Surging mortgage rates have finally cooled off the housing market. The cooldown, though, is coming unevenly, accentuating differences between the existing home market and new construction.
The supply of existing homes, while still below normal, is surging as sales decline. Homebuilder stocks have slumped. Investors were braced for the worst when two major homebuilders last week reported quarterly earnings — along with their market outlook.
Instead, the companies were remarkably sanguine. While acknowledging that the market has slowed, Lennar Corp. and KB Home said that their businesses have been resilient, at least so far. The current economic environment, in which interest rates are rising but — importantly — the labor market remains solid, appears to be tougher for the existing-home market while homebuilders are able to muddle through.
One significant distinction between the two markets is incentives: Homeowners sell for all sorts of reasons; they might not be able or willing to continue paying their mortgage, or they may want to take advantage of higher prices, or just move to pursue other opportunities.
Rising mortgage rates have changed the equation. Homeowners may postpone or refuse a sale to wait for better prices, or be unwilling to sell and purchase a new home at a higher mortgage rate. The economy is more uncertain, putting a chill on opportunistic moves.
Homebuilders, by contrast, exist to sell homes. If they’re not selling, they’re not making money. They’re just as profit-motivated in a 6% mortgage rate environment as they were at 3%.
The second big difference is how the labor market impacts homebuilders and homeowners. KB Home noted that its typical buyer has a household income of $125,000, a credit score around 730, and puts $75,000 down when buying a home. Importantly, people still have their jobs and incomes, so that buyer pool still exists.
What’s changed is how higher mortgage rates affect affordability, and that’s where builders have levers they can pull. They can cut prices and offer sweeteners to buyers; change to a lower-cost product mix, or focus production on stronger markets. So even though buyer interest and home price growth has slowed, demand was so much higher than supply that there’s still enough buyers around for builders to sell the number of homes they want to sell.
It’s different in the existing home market. Homeowners with jobs and comfortable mortgages don’t have to sell. In the 2008 recession that wasn’t the case — millions of people lost their jobs and adjustable-rate mortgages reset at higher interest rates, leading to a wave of forced selling. Motivated sellers had to accept whatever price they could get, which pushed prices lower than they would have accepted if they weren’t feeling such extreme economic pressures.

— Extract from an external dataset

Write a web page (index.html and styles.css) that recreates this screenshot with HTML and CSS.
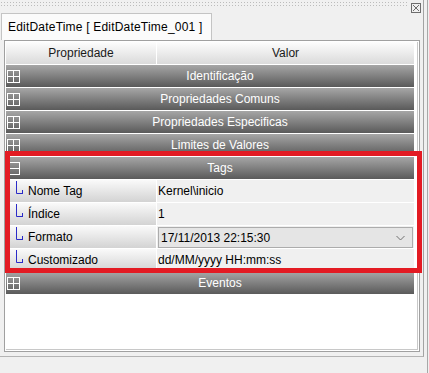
FILE: index.html
```html
<!DOCTYPE html>
<html>
  <head>
    <title>EditDateTime</title>
    <link rel="stylesheet" href="styles.css">
  </head>
  <body>
    <div class="window">
      <div class="frame">
        <div class="topbar">
          <div class="grip"></div>
          <svg class="pin" width="10" height="10" viewBox="0 0 10 10">
            <rect x="0.5" y="0.5" width="9" height="9" fill="none" stroke="#6d6d6d"/>
            <path d="M2 2L8 8M8 2L2 8" stroke="#6d6d6d"/>
          </svg>
        </div>

        <div class="tabs">
          <div class="tab">EditDateTime [ EditDateTime_001 ]</div>
        </div>

        <div class="panel">
          <div class="grid">
            <div class="head">
              <div class="head-cell">Propriedade</div>
              <div class="head-cell">Valor</div>
            </div>

            <div class="group">
              <svg class="toggle" width="13" height="13" viewBox="0 0 13 13">
                <rect x="0.5" y="0.5" width="12" height="12" fill="none" stroke="#fff"/>
                <path d="M1 6.5H12M6.5 1V12" stroke="#fff"/>
              </svg>
              <span class="group-name">Identificação</span>
            </div>
            <div class="group">
              <svg class="toggle" width="13" height="13" viewBox="0 0 13 13">
                <rect x="0.5" y="0.5" width="12" height="12" fill="none" stroke="#fff"/>
                <path d="M1 6.5H12M6.5 1V12" stroke="#fff"/>
              </svg>
              <span class="group-name">Propriedades Comuns</span>
            </div>
            <div class="group">
              <svg class="toggle" width="13" height="13" viewBox="0 0 13 13">
                <rect x="0.5" y="0.5" width="12" height="12" fill="none" stroke="#fff"/>
                <path d="M1 6.5H12M6.5 1V12" stroke="#fff"/>
              </svg>
              <span class="group-name">Propriedades Especificas</span>
            </div>
            <div class="group">
              <svg class="toggle" width="13" height="13" viewBox="0 0 13 13">
                <rect x="0.5" y="0.5" width="12" height="12" fill="none" stroke="#fff"/>
                <path d="M1 6.5H12M6.5 1V12" stroke="#fff"/>
              </svg>
              <span class="group-name">Limites de Valores</span>
            </div>
            <div class="group">
              <svg class="toggle" width="13" height="13" viewBox="0 0 13 13">
                <rect x="0.5" y="0.5" width="12" height="12" fill="none" stroke="#fff"/>
                <path d="M1 6.5H12" stroke="#fff"/>
              </svg>
              <span class="group-name">Tags</span>
            </div>

            <div class="item">
              <div class="prop">
                <svg class="branch" width="8" height="14" viewBox="0 0 8 14">
                  <path d="M1.5 0V12.5H7.5M7.5 9V13" fill="none" stroke="#2b2bc8"/>
                </svg>
                Nome Tag
              </div>
              <div class="val">Kernel\inicio</div>
            </div>
            <div class="item">
              <div class="prop">
                <svg class="branch" width="8" height="14" viewBox="0 0 8 14">
                  <path d="M1.5 0V12.5H7.5M7.5 9V13" fill="none" stroke="#2b2bc8"/>
                </svg>
                Índice
              </div>
              <div class="val">1</div>
            </div>
            <div class="item">
              <div class="prop">
                <svg class="branch" width="8" height="14" viewBox="0 0 8 14">
                  <path d="M1.5 0V12.5H7.5M7.5 9V13" fill="none" stroke="#2b2bc8"/>
                </svg>
                Formato
              </div>
              <div class="val">
                <div class="combo">
                  <span>17/11/2013 22:15:30</span>
                  <svg width="9" height="6" viewBox="0 0 9 6">
                    <path d="M0.5 1L4.5 5L8.5 1" fill="none" stroke="#707070"/>
                  </svg>
                </div>
              </div>
            </div>
            <div class="item">
              <div class="prop">
                <svg class="branch" width="8" height="14" viewBox="0 0 8 14">
                  <path d="M1.5 0V12.5H7.5M7.5 9V13" fill="none" stroke="#2b2bc8"/>
                </svg>
                Customizado
              </div>
              <div class="val">dd/MM/yyyy HH:mm:ss</div>
            </div>

            <div class="group">
              <svg class="toggle" width="13" height="13" viewBox="0 0 13 13">
                <rect x="0.5" y="0.5" width="12" height="12" fill="none" stroke="#fff"/>
                <path d="M1 6.5H12M6.5 1V12" stroke="#fff"/>
              </svg>
              <span class="group-name">Eventos</span>
            </div>
          </div>
        </div>
      </div>
      <div class="edge"></div>

      <!-- red marker drawn over the Tags group -->
      <div class="highlight"></div>
    </div>
  </body>
</html>
```

FILE: styles.css
```css
body {
  margin: 0;
  background-color: #f0f0f0;
  font-family: "Liberation Sans", Arial, sans-serif;
  font-size: 12px;
  color: #000;
}
.window {
  position: relative;
  display: flex;
  width: 429px;
  height: 373px;
}
.frame {
  display: flex;
  flex-direction: column;
  width: 424px;
  height: 357px;
  box-sizing: border-box;
  border-right: 1px solid #a3a3a3;
  border-bottom: 1px solid #b4b4b4;
}
.edge {
  width: 3px;
  border-right: 1px solid #a8a8a8;
}
.topbar {
  display: flex;
  align-items: flex-start;
  height: 13px;
}
.grip {
  flex: 1;
  height: 6px;
  margin-top: 1px;
  margin-right: 3px;
  background-image: radial-gradient(circle, #bcbcbc 0.8px, transparent 1px);
  background-size: 3px 3px;
}
.pin {
  margin-top: 3px;
  margin-right: 2px;
}
.tabs {
  display: flex;
  height: 27px;
}
.tab {
  margin-left: 1px;
  padding: 0 9px 0 6px;
  line-height: 26px;
  background-color: #fbfbfb;
  border: 1px solid #c4c4c4;
  border-bottom: none;
  box-sizing: border-box;
  letter-spacing: 0.2px;
}
.panel {
  width: 416px;
  height: 312px;
  margin-left: 4px;
  box-sizing: border-box;
  border: 1px solid #a0a0a0;
  padding: 1px;
  background-color: #fff;
}
.grid {
  display: flex;
  flex-direction: column;
  gap: 1px;
  height: 100%;
  box-sizing: border-box;
  border-right: 1px solid #c8c8c8;
  border-bottom: 1px solid #c8c8c8;
  padding-right: 3px;
}
.head {
  display: grid;
  grid-template-columns: 150px 1fr;
  gap: 1px;
  height: 22px;
}
.head-cell {
  text-align: center;
  line-height: 22px;
  color: #1a1a1a;
  background: linear-gradient(#fdfdfd, #dadada);
}
.group {
  display: grid;
  grid-template-columns: 20px 1fr;
  align-items: center;
  height: 22px;
  color: #fff;
  background: linear-gradient(#a6a6a6, #5a5a5a);
}
.toggle {
  margin-left: 1px;
}
.group-name {
  text-align: center;
  line-height: 22px;
}
.item {
  display: grid;
  grid-template-columns: 150px 1fr;
  gap: 1px;
  height: 22px;
}
.prop {
  display: flex;
  align-items: center;
  gap: 5px;
  padding-left: 9px;
  background: linear-gradient(#fafafa, #d3d3d3);
}
.branch {
  margin-top: -6px;
}
.val {
  display: flex;
  align-items: center;
  padding-left: 1px;
  background-color: #f0f0f0;
}
.combo {
  display: flex;
  align-items: center;
  justify-content: space-between;
  flex: 1;
  height: 21px;
  margin: 1px 1px 0 0;
  padding: 0 7px 0 2px;
  box-sizing: border-box;
  background-color: #e5e5e5;
  border: 1px solid #acacac;
}
.highlight {
  position: absolute;
  left: 5px;
  top: 151px;
  width: 417px;
  height: 122px;
  box-sizing: border-box;
  border: 5px solid #e31b23;
}
```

Another 2022 dynamic is how supply chain problems have hurt the new home market more than the existing home market. If a homeowner wanted to sell in March, they could simply list it and sell it. Whereas builders weren’t able to sell as many homes as they wanted because they’ve struggled to get the supplies to complete them. Perversely, that helps them now.
As recently as May, homebuilders were still limiting the number of homes they’d sell for strategic reasons. On their earnings calls last week, Lennar said it had 250 homes ready for sale at the end of May, and KB Home said it had 69. That’s 319 homes in the entire country for two of the largest homebuilders. Even with buyer demand declining, there’s still room for builders to maintain their sales pace given how production and inventory-constrained the industry has been — particularly when they’re willing to adjust pricing as needed.
None of this may last. Over the next several months builders will catch up on production and mortgage rates will either rise or fall. Perhaps the labor market will worsen and introduce a new dynamic into both markets.
But for the time being, sales are still happening for builders, and they seem confident that will continue at least for the near term.